Criterion
Theatre, London W1
Opened 20 September, 2006
***
When Patrick Barlow's agreeably daft
stage adaptation (of Alfred Hitchcock's film version in 1935 more than
of John Buchan's novel from twenty years earlier) opened at the
Tricycle last month, my colleague Sarah Hemming's enjoyment was
tempered by the observation that the show was "sometimes too taken with
its own ingenuity". On seeing its West End transfer, this sense weighed
more and more heavily on me as the evening progressed.
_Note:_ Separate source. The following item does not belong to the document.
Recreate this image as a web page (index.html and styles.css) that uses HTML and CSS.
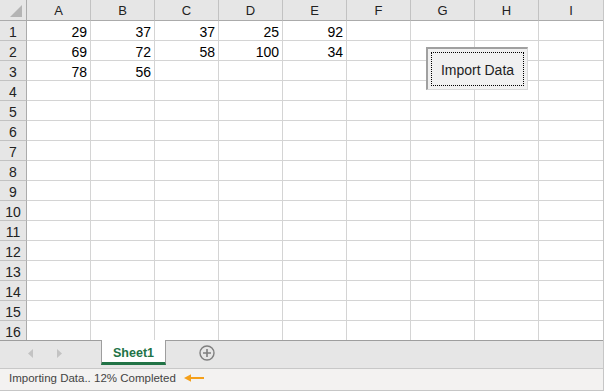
FILE: index.html
```
<!DOCTYPE html>
<html>
<head>
<meta charset="utf-8">
<link rel="stylesheet" href="styles.css">
</head>
<body>
<div class="app">
  <div class="grid">
    <div class="corner"><svg width="26" height="20" viewBox="0 0 26 20"><polygon points="22,5 22,17 10,17" fill="#b4b4b4"/></svg></div>
    <div class="ch">A</div><div class="ch">B</div><div class="ch">C</div><div class="ch">D</div><div class="ch">E</div><div class="ch">F</div><div class="ch">G</div><div class="ch">H</div><div class="ch">I</div>
    <div class="rh">1</div><div class="c">29</div><div class="c">37</div><div class="c">37</div><div class="c">25</div><div class="c">92</div><div class="c"></div><div class="c"></div><div class="c"></div><div class="c"></div>
    <div class="rh">2</div><div class="c">69</div><div class="c">72</div><div class="c">58</div><div class="c">100</div><div class="c">34</div><div class="c"></div><div class="c"></div><div class="c"></div><div class="c"></div>
    <div class="rh">3</div><div class="c">78</div><div class="c">56</div><div class="c"></div><div class="c"></div><div class="c"></div><div class="c"></div><div class="c"></div><div class="c"></div><div class="c"></div>
    <div class="rh">4</div><div class="c"></div><div class="c"></div><div class="c"></div><div class="c"></div><div class="c"></div><div class="c"></div><div class="c"></div><div class="c"></div><div class="c"></div>
    <div class="rh">5</div><div class="c"></div><div class="c"></div><div class="c"></div><div class="c"></div><div class="c"></div><div class="c"></div><div class="c"></div><div class="c"></div><div class="c"></div>
    <div class="rh">6</div><div class="c"></div><div class="c"></div><div class="c"></div><div class="c"></div><div class="c"></div><div class="c"></div><div class="c"></div><div class="c"></div><div class="c"></div>
    <div class="rh">7</div><div class="c"></div><div class="c"></div><div class="c"></div><div class="c"></div><div class="c"></div><div class="c"></div><div class="c"></div><div class="c"></div><div class="c"></div>
    <div class="rh">8</div><div class="c"></div><div class="c"></div><div class="c"></div><div class="c"></div><div class="c"></div><div class="c"></div><div class="c"></div><div class="c"></div><div class="c"></div>
    <div class="rh">9</div><div class="c"></div><div class="c"></div><div class="c"></div><div class="c"></div><div class="c"></div><div class="c"></div><div class="c"></div><div class="c"></div><div class="c"></div>
    <div class="rh">10</div><div class="c"></div><div class="c"></div><div class="c"></div><div class="c"></div><div class="c"></div><div class="c"></div><div class="c"></div><div class="c"></div><div class="c"></div>
    <div class="rh">11</div><div class="c"></div><div class="c"></div><div class="c"></div><div class="c"></div><div class="c"></div><div class="c"></div><div class="c"></div><div class="c"></div><div class="c"></div>
    <div class="rh">12</div><div class="c"></div><div class="c"></div><div class="c"></div><div class="c"></div><div class="c"></div><div class="c"></div><div class="c"></div><div class="c"></div><div class="c"></div>
    <div class="rh">13</div><div class="c"></div><div class="c"></div><div class="c"></div><div class="c"></div><div class="c"></div><div class="c"></div><div class="c"></div><div class="c"></div><div class="c"></div>
    <div class="rh">14</div><div class="c"></div><div class="c"></div><div class="c"></div><div class="c"></div><div class="c"></div><div class="c"></div><div class="c"></div><div class="c"></div><div class="c"></div>
    <div class="rh">15</div><div class="c"></div><div class="c"></div><div class="c"></div><div class="c"></div><div class="c"></div><div class="c"></div><div class="c"></div><div class="c"></div><div class="c"></div>
    <div class="rh">16</div><div class="c"></div><div class="c"></div><div class="c"></div><div class="c"></div><div class="c"></div><div class="c"></div><div class="c"></div><div class="c"></div><div class="c"></div>
  </div>
  <div class="btn"><div class="focus">Import Data</div></div>
  <div class="tabs">
    <div class="nav">
      <svg width="5" height="9" viewBox="0 0 5 9"><polygon points="5,0 5,9 0,4.5" fill="#c3c3c3"/></svg>
      <svg width="5" height="9" viewBox="0 0 5 9"><polygon points="0,0 0,9 5,4.5" fill="#c3c3c3"/></svg>
    </div>
    <div class="tab">Sheet1</div>
    <div class="add"><svg width="16" height="16" viewBox="0 0 16 16"><circle cx="8" cy="8" r="7" fill="none" stroke="#7f7f7f" stroke-width="1.4"/><path d="M8 4v8M4 8h8" stroke="#7f7f7f" stroke-width="1.6"/></svg></div>
  </div>
  <div class="status">
    <span class="msg">Importing Data.. 12% Completed</span>
    <svg class="arrow" width="20" height="8" viewBox="0 0 20 8"><polygon points="0,4 7,0.3 7,7.7" fill="#f5a01a"/><rect x="6" y="3" width="14" height="2" fill="#f5a01a"/></svg>
  </div>
</div>
</body>
</html>
```
FILE: styles.css
```
* { box-sizing: border-box; margin: 0; padding: 0; }
body {
  width: 604px;
  height: 391px;
  overflow: hidden;
  background: #fff;
  font-family: "Liberation Sans", Arial, sans-serif;
}
.app {
  position: relative;
  width: 604px;
  height: 391px;
  border-right: 1px solid #c6c6c6;
  border-bottom: 1px solid #c6c6c6;
  display: flex;
  flex-direction: column;
}
.grid {
  flex: none;
  height: 340px;
  overflow: hidden;
  display: grid;
  grid-template-columns: 27px repeat(9, 64px);
  grid-template-rows: 21px;
  grid-auto-rows: 20px;
}
.grid > :nth-child(10n) { border-right: none; }
.corner {
  background: #e6e6e6;
  border-right: 1px solid #ababab;
  border-bottom: 1px solid #ababab;
}
.corner svg { display: block; }
.ch {
  background: #e6e6e6;
  border-right: 1px solid #c2c2c2;
  border-bottom: 1px solid #ababab;
  text-align: center;
  font-size: 13px;
  line-height: 21px;
  color: #222;
}
.rh {
  background: #e6e6e6;
  border-right: 1px solid #ababab;
  border-bottom: 1px solid #c2c2c2;
  text-align: center;
  font-size: 14px;
  line-height: 22px;
  color: #222;
}
.c {
  border-right: 1px solid #d4d4d4;
  border-bottom: 1px solid #d4d4d4;
  text-align: right;
  padding-right: 3px;
  font-size: 14px;
  line-height: 23px;
  color: #000;
}
.btn {
  position: absolute;
  left: 426px;
  top: 47px;
  width: 102px;
  height: 43px;
  background: #f0f0f0;
  border-style: solid;
  border-width: 2px 1px 1px 2px;
  border-color: #a0a0a0 #d8d8d8 #d8d8d8 #a0a0a0;
  padding: 3px;
  font-size: 14px;
  color: #1e1e1e;
}
.focus {
  height: 100%;
  display: flex;
  align-items: center;
  justify-content: center;
  border: 1px dotted #000;
  padding-top: 2px;
}
.tabs {
  flex: none;
  height: 28px;
  background: #e6e6e6;
  border-top: 1px solid #9e9e9e;
  display: flex;
  align-items: flex-start;
}
.nav {
  width: 101px;
  display: flex;
  gap: 24px;
  padding-left: 28px;
  padding-top: 8px;
}
.nav svg { display: block; }
.tab {
  margin-top: -1px;
  width: 65px;
  height: 25px;
  background: #fff;
  border-left: 1px solid #9e9e9e;
  border-right: 1px solid #9e9e9e;
  border-bottom: 3px solid #217346;
  color: #217346;
  font-weight: bold;
  font-size: 12.5px;
  line-height: 26px;
  text-align: center;
}
.add {
  margin-left: 33px;
  margin-top: 4px;
}
.add svg { display: block; }
.status {
  flex: 1;
  background: #f3f2f1;
  border-top: 1px solid #c8c8c8;
  display: flex;
  align-items: flex-start;
  padding-left: 9px;
  font-size: 11.5px;
  line-height: 18px;
  color: #444;
}
.arrow {
  display: block;
  margin-left: 8px;
  margin-top: 5px;
}
```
Barlow (who does not appear in this show) is principally known as the
prime mover behind the National Theatre of Brent, whose propensity for
tackling huge subjects is radically, comically at odds with the fact
that there are only two of them onstage. But the laughs – and the
paradoxical, unexpected emotional success – with the NTB come not
solely from a playing style that left-field maestro Ken Campbell calls
"doing it crappily". We also see Barlow's character, Desmond Olivier
Dingle, and his assistant Raymond Box interacting with each other
outside the main framework of the show; we get, as it were, a
back-story to the principal shambles. That is missing here: there is
nothing between the story and the cast. So when, early in the show, the
dashing hero Richard Hannay remarks, "Hello, there's the telephone" two
seconds before it rings, we chuckle; but when matters build to the
point where the actors holding a billowing blue silk to represent a
stream are told to hold it lower so that the two leads can cross it,
the remark comes not from Hannay, nor from actor Charles Edwards, but
there is no third option – no "Desmond Dingle" to stand between Edwards
and Hannay.
Without that dimension, it simply looks as if the cast of four are not
respecting the story they tell. Yet a key element to the intended
appeal of the show is that such clean-cut heroes engaging in ventures
of derring-do (here, Hannay flees a mistaken murder charge and unmasks
a pre-war espionage ring) may be quaint but they still strike a genuine
chord with us. Maria Aitken's production plays both the small-scale
humour and the discreet series of Hitchcock references with skill, but
it has mislaid the heart of the tale.